A ROW has erupted over whether a charity should be allowed to perform music while fund-raising.
Peter Quinn, founder of Charity Aid, has hit out after officials at St Helens Council refused his organisation a permit to collect in the town centre while playing songs.
Mr Quinn, whose work has been honoured by Price Edward, says St Helens is the only town in the country to ban the practice.
However, council chiefs have hit back, insisting the charity’s performances detract from their own street entertainment programmes which are designed to support the town’s hard-pressed traders.
“I’m shocked at the way my little group of volunteers has been treated by the council,” said Mr Quinn.
“Our idea puts the fun back into fundraising and puts smiles on people’s faces. It also raises a lot more than normal charity collections.
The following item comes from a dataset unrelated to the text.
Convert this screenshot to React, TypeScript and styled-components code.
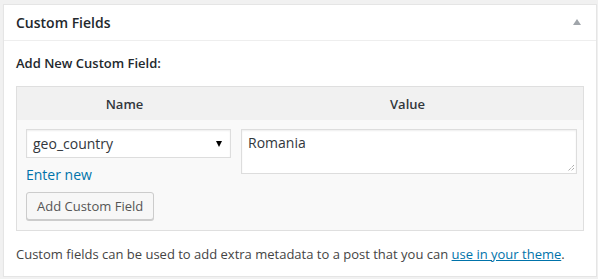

“We’ve raised almost £1,800 in just one day in St Helen’s which is around ten times what a normal charity collection would achieve.”
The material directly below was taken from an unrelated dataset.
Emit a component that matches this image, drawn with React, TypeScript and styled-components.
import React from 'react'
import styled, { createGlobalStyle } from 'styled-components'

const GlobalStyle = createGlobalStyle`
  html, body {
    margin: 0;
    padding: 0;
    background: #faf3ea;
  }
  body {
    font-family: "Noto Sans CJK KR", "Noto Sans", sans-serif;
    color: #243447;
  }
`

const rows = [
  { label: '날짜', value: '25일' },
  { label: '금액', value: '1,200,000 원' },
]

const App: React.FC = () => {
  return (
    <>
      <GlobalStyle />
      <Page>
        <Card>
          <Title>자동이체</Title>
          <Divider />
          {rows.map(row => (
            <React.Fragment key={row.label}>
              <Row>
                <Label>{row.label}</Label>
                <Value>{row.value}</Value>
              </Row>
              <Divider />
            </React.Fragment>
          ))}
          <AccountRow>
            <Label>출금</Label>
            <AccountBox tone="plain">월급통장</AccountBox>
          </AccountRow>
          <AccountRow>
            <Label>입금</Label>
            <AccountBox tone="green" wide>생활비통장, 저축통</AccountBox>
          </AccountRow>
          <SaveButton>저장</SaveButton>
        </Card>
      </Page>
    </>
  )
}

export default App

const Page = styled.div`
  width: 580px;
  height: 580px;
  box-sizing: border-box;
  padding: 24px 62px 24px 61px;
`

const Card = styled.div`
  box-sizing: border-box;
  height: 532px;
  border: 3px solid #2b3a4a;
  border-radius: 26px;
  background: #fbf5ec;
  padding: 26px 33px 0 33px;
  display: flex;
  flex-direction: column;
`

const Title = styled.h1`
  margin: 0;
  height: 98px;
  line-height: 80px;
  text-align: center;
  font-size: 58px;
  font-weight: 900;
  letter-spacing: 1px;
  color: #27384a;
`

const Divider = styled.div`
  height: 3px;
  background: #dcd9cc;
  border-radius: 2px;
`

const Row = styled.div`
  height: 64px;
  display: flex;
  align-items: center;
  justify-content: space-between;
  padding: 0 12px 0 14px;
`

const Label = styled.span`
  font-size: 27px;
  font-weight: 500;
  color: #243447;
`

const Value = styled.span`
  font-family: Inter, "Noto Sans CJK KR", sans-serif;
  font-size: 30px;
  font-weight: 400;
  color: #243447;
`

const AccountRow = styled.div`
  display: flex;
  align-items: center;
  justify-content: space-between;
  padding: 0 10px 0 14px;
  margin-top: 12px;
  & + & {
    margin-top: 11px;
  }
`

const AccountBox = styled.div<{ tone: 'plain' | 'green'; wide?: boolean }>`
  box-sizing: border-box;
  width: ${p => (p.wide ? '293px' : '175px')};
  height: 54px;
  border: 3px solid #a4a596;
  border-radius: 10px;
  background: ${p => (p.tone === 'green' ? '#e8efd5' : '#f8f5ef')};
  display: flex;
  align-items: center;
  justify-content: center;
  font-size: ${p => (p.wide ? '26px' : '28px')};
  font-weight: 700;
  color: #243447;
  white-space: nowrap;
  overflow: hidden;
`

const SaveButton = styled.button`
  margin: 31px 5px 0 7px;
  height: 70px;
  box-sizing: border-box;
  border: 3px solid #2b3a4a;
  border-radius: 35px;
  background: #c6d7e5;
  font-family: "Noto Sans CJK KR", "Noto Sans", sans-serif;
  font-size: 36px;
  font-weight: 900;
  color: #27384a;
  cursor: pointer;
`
“Lots of famous performers do work for charity – but according to the council they can’t do it in St Helens – the only town in the country which has such a ridiculous stance.
“It’s utterly childish. The people of St Helen’s have loved our performances and because they have appreciated them so much they have donated an amazing amount of money.”
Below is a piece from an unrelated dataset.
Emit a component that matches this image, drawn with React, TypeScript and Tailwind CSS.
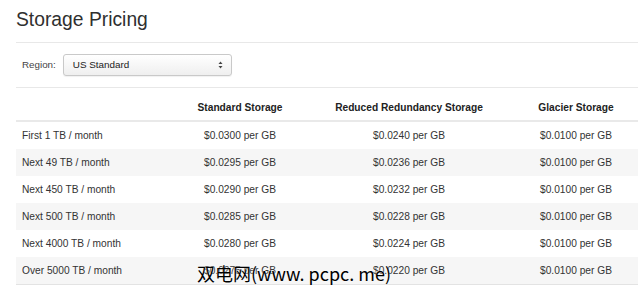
import React from "react";

const rows = [
  { tier: "First 1 TB / month", standard: "$0.0300 per GB", reduced: "$0.0240 per GB", glacier: "$0.0100 per GB" },
  { tier: "Next 49 TB / month", standard: "$0.0295 per GB", reduced: "$0.0236 per GB", glacier: "$0.0100 per GB" },
  { tier: "Next 450 TB / month", standard: "$0.0290 per GB", reduced: "$0.0232 per GB", glacier: "$0.0100 per GB" },
  { tier: "Next 500 TB / month", standard: "$0.0285 per GB", reduced: "$0.0228 per GB", glacier: "$0.0100 per GB" },
  { tier: "Next 4000 TB / month", standard: "$0.0280 per GB", reduced: "$0.0224 per GB", glacier: "$0.0100 per GB" },
  { tier: "Over 5000 TB / month", standard: "$0.0275 per GB", reduced: "$0.0220 per GB", glacier: "$0.0100 per GB" },
];

function SelectArrows() {
  return (
    <svg width="5" height="8" viewBox="0 0 5 8" aria-hidden="true">
      <path d="M2.5 0.5 L4.5 3 L0.5 3 Z" fill="#444" />
      <path d="M2.5 7.5 L4.5 5 L0.5 5 Z" fill="#444" />
    </svg>
  );
}

export default function App() {
  return (
    <div className="relative w-[640px] h-[298px] overflow-hidden bg-white text-[#333] font-['Liberation_Sans',Arial,sans-serif]">
      <div className="w-[622px] ml-4">
        {/* Page header */}
        <div className="pt-[9px] pb-[11px] border-b border-[#e8e8e8]">
          <h1 className="text-[19.3px] leading-[22px] font-normal text-[#2f2f2f]">Storage Pricing</h1>
        </div>

        {/* Region picker */}
        <div className="flex items-center gap-[7px] px-[6px] py-[11px] border-b border-[#e8e8e8]">
          <span className="text-[9.8px] text-[#444]">Region:</span>
          <div className="flex items-center justify-between w-[169px] h-[22px] pl-[9px] pr-[8px] rounded-[3px] border border-[#c9c9c9] bg-gradient-to-b from-white to-[#efefef] shadow-[0_1px_1px_rgba(0,0,0,0.06)]">
            <span className="text-[9.9px] text-[#222]">US Standard</span>
            <SelectArrows />
          </div>
        </div>

        {/* Pricing table */}
        <div className="mt-[6px] text-[10.2px] leading-[15px]">
          <div className="grid grid-cols-[160px_128px_210px_124px] border-b-2 border-[#e9e9e9] font-bold text-[#222]">
            <div className="px-[6px] pt-[6px] pb-[5px]" />
            <div className="px-[6px] pt-[6px] pb-[5px] text-center">Standard Storage</div>
            <div className="px-[6px] pt-[6px] pb-[5px] text-center">Reduced Redundancy Storage</div>
            <div className="px-[6px] pt-[6px] pb-[5px] text-center">Glacier Storage</div>
          </div>
          {rows.map((r, i) => (
            <div
              key={r.tier}
              className={
                "grid grid-cols-[160px_128px_210px_124px] text-[#333] " +
                (i % 2 === 1 ? "bg-[#f6f6f6]" : "bg-white") +
                (i === rows.length - 1 ? " border-b border-[#e3e3e3]" : "")
              }
            >
              <div className="px-[6px] py-[6px]">{r.tier}</div>
              <div className="px-[6px] py-[6px] text-center">{r.standard}</div>
              <div className="px-[6px] py-[6px] text-center">{r.reduced}</div>
              <div className="px-[6px] py-[6px] text-center">{r.glacier}</div>
            </div>
          ))}
        </div>
      </div>

      {/* Watermark */}
      <div className="absolute left-[197px] top-[261px] text-[18px] leading-[24px] text-black font-['Noto_Sans_CJK_SC','DejaVu_Sans',sans-serif] [text-shadow:0_0_2px_#fff]">
        双电网(www. pcpc. me)
      </div>
    </div>
  );
}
Mr Quinn, who hails from Wigan, started fund-raising for Christie’s Hospital where he was treated for cancer and has subsequently raised nearly £200,000 for the hospital and other charities.
His group organises street collection using musicians and singers to entertain passers-by.
He added: “All our performers are volunteers who love to help the less fortunate. This new decision by the council flies in the face of modern charity work and takes us back to the Victorian times.
“If this council has its way the Salvation Army Band will be disbanded and we won’t even get choirs and carol singers fundraising in the town this Christmas.”
A town hall spokesman said: “We are approached by numerous charities who want to collect in the town centre and unfortunately it’s impossible to cater for all of them.
“So we focus on local charities and national charities with local offices – which directly benefit our residents.
“The council has always tried to accommodate Charity Aid’s requirements and arrange alternative collections when preferred dates are not available.
“The difficulty arises when collections are combined with street entertainment. The council has a regular programme of entertainment that’s completely free of charge for those who want to watch it.
“As such, Charity Aid’s requirement to combine collections with entertainment sometimes undermines a council policy that’s designed to support hard-pressed town centre shops and traders.”